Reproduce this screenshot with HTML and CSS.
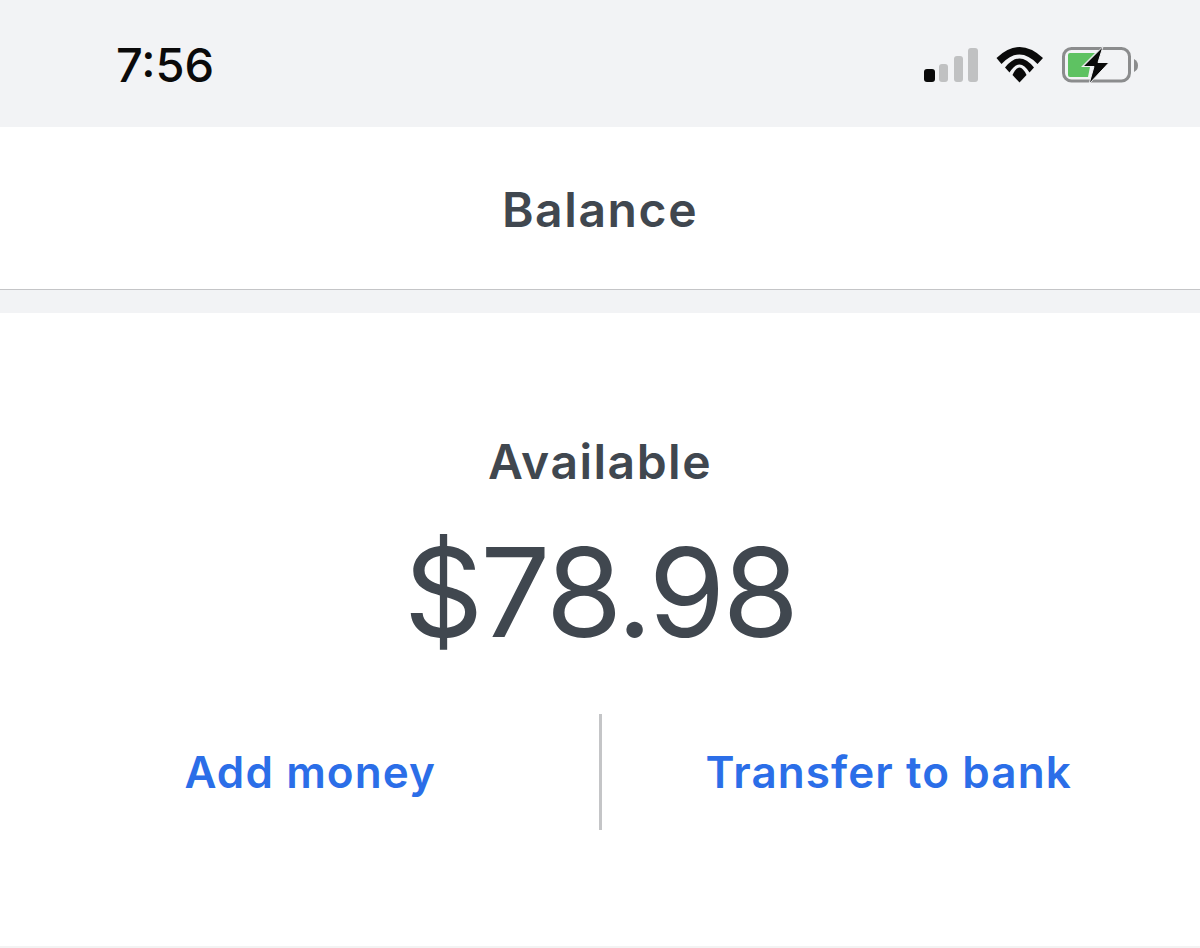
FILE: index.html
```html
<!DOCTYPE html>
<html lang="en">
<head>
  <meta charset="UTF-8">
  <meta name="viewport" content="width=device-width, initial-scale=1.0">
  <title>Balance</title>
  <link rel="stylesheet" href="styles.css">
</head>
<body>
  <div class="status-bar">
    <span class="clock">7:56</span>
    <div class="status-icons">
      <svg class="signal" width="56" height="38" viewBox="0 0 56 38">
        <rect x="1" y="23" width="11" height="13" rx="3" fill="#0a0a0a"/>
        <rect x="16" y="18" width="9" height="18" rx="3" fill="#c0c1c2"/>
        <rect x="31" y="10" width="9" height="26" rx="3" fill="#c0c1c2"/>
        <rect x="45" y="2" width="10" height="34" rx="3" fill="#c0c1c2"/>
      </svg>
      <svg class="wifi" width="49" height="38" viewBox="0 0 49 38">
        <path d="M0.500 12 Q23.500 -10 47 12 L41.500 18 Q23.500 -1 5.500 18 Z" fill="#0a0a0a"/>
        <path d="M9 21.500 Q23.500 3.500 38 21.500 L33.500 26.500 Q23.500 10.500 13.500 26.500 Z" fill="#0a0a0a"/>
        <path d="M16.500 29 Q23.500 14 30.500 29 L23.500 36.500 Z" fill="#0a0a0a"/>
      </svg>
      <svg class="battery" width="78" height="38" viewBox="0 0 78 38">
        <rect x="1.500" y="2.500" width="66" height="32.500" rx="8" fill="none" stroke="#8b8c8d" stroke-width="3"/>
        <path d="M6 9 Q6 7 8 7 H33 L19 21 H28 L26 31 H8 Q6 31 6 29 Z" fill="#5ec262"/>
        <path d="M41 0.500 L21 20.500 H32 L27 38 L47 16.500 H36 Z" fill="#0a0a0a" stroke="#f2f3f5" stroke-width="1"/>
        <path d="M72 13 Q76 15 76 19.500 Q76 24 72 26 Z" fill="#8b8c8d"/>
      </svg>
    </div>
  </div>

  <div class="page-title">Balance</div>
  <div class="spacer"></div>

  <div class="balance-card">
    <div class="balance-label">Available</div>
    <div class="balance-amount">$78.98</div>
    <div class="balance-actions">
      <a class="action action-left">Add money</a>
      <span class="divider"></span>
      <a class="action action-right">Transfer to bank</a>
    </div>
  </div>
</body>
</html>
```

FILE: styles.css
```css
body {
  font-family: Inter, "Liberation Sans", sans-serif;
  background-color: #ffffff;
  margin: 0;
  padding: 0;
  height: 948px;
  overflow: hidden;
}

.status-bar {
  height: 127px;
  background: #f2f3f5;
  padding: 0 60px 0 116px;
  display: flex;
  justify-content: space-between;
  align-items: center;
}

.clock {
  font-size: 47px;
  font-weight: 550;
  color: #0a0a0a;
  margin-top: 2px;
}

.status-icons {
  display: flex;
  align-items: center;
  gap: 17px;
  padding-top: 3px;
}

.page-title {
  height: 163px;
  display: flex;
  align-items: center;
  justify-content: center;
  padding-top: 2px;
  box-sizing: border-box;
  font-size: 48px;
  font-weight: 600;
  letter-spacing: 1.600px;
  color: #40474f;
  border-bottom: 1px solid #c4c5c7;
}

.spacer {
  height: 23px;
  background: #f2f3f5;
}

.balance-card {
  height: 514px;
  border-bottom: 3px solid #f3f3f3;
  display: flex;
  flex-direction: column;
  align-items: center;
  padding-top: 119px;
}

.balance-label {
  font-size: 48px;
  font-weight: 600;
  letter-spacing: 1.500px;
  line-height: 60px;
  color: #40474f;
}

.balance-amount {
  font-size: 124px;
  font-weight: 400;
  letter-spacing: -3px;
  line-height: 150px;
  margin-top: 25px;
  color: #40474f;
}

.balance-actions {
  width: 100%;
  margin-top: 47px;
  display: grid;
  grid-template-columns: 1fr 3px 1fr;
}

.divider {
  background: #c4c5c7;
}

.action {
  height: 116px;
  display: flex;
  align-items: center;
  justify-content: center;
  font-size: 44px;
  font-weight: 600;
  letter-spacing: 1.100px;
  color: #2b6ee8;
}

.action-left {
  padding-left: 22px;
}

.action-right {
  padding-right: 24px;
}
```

# Instructions for the task
Output the data above without changes, apart from leaving out the pictures.

# Final result
Reproduce this screenshot with HTML and CSS.
FILE: index.html
```html
<!DOCTYPE html>
<html lang="en">
<head>
  <meta charset="UTF-8">
  <meta name="viewport" content="width=device-width, initial-scale=1.0">
  <title>Balance</title>
  <link rel="stylesheet" href="styles.css">
</head>
<body>
  <div class="status-bar">
    <span class="clock">7:56</span>
    <div class="status-icons">
      <svg class="signal" width="56" height="38" viewBox="0 0 56 38">
        <rect x="1" y="23" width="11" height="13" rx="3" fill="#0a0a0a"/>
        <rect x="16" y="18" width="9" height="18" rx="3" fill="#c0c1c2"/>
        <rect x="31" y="10" width="9" height="26" rx="3" fill="#c0c1c2"/>
        <rect x="45" y="2" width="10" height="34" rx="3" fill="#c0c1c2"/>
      </svg>
      <svg class="wifi" width="49" height="38" viewBox="0 0 49 38">
        <path d="M0.500 12 Q23.500 -10 47 12 L41.500 18 Q23.500 -1 5.500 18 Z" fill="#0a0a0a"/>
        <path d="M9 21.500 Q23.500 3.500 38 21.500 L33.500 26.500 Q23.500 10.500 13.500 26.500 Z" fill="#0a0a0a"/>
        <path d="M16.500 29 Q23.500 14 30.500 29 L23.500 36.500 Z" fill="#0a0a0a"/>
      </svg>
      <svg class="battery" width="78" height="38" viewBox="0 0 78 38">
        <rect x="1.500" y="2.500" width="66" height="32.500" rx="8" fill="none" stroke="#8b8c8d" stroke-width="3"/>
        <path d="M6 9 Q6 7 8 7 H33 L19 21 H28 L26 31 H8 Q6 31 6 29 Z" fill="#5ec262"/>
        <path d="M41 0.500 L21 20.500 H32 L27 38 L47 16.500 H36 Z" fill="#0a0a0a" stroke="#f2f3f5" stroke-width="1"/>
        <path d="M72 13 Q76 15 76 19.500 Q76 24 72 26 Z" fill="#8b8c8d"/>
      </svg>
    </div>
  </div>

  <div class="page-title">Balance</div>
  <div class="spacer"></div>

  <div class="balance-card">
    <div class="balance-label">Available</div>
    <div class="balance-amount">$78.98</div>
    <div class="balance-actions">
      <a class="action action-left">Add money</a>
      <span class="divider"></span>
      <a class="action action-right">Transfer to bank</a>
    </div>
  </div>
</body>
</html>
```

FILE: styles.css
```css
body {
  font-family: Inter, "Liberation Sans", sans-serif;
  background-color: #ffffff;
  margin: 0;
  padding: 0;
  height: 948px;
  overflow: hidden;
}

.status-bar {
  height: 127px;
  background: #f2f3f5;
  padding: 0 60px 0 116px;
  display: flex;
  justify-content: space-between;
  align-items: center;
}

.clock {
  font-size: 47px;
  font-weight: 550;
  color: #0a0a0a;
  margin-top: 2px;
}

.status-icons {
  display: flex;
  align-items: center;
  gap: 17px;
  padding-top: 3px;
}

.page-title {
  height: 163px;
  display: flex;
  align-items: center;
  justify-content: center;
  padding-top: 2px;
  box-sizing: border-box;
  font-size: 48px;
  font-weight: 600;
  letter-spacing: 1.600px;
  color: #40474f;
  border-bottom: 1px solid #c4c5c7;
}

.spacer {
  height: 23px;
  background: #f2f3f5;
}

.balance-card {
  height: 514px;
  border-bottom: 3px solid #f3f3f3;
  display: flex;
  flex-direction: column;
  align-items: center;
  padding-top: 119px;
}

.balance-label {
  font-size: 48px;
  font-weight: 600;
  letter-spacing: 1.500px;
  line-height: 60px;
  color: #40474f;
}

.balance-amount {
  font-size: 124px;
  font-weight: 400;
  letter-spacing: -3px;
  line-height: 150px;
  margin-top: 25px;
  color: #40474f;
}

.balance-actions {
  width: 100%;
  margin-top: 47px;
  display: grid;
  grid-template-columns: 1fr 3px 1fr;
}

.divider {
  background: #c4c5c7;
}

.action {
  height: 116px;
  display: flex;
  align-items: center;
  justify-content: center;
  font-size: 44px;
  font-weight: 600;
  letter-spacing: 1.100px;
  color: #2b6ee8;
}

.action-left {
  padding-left: 22px;
}

.action-right {
  padding-right: 24px;
}
```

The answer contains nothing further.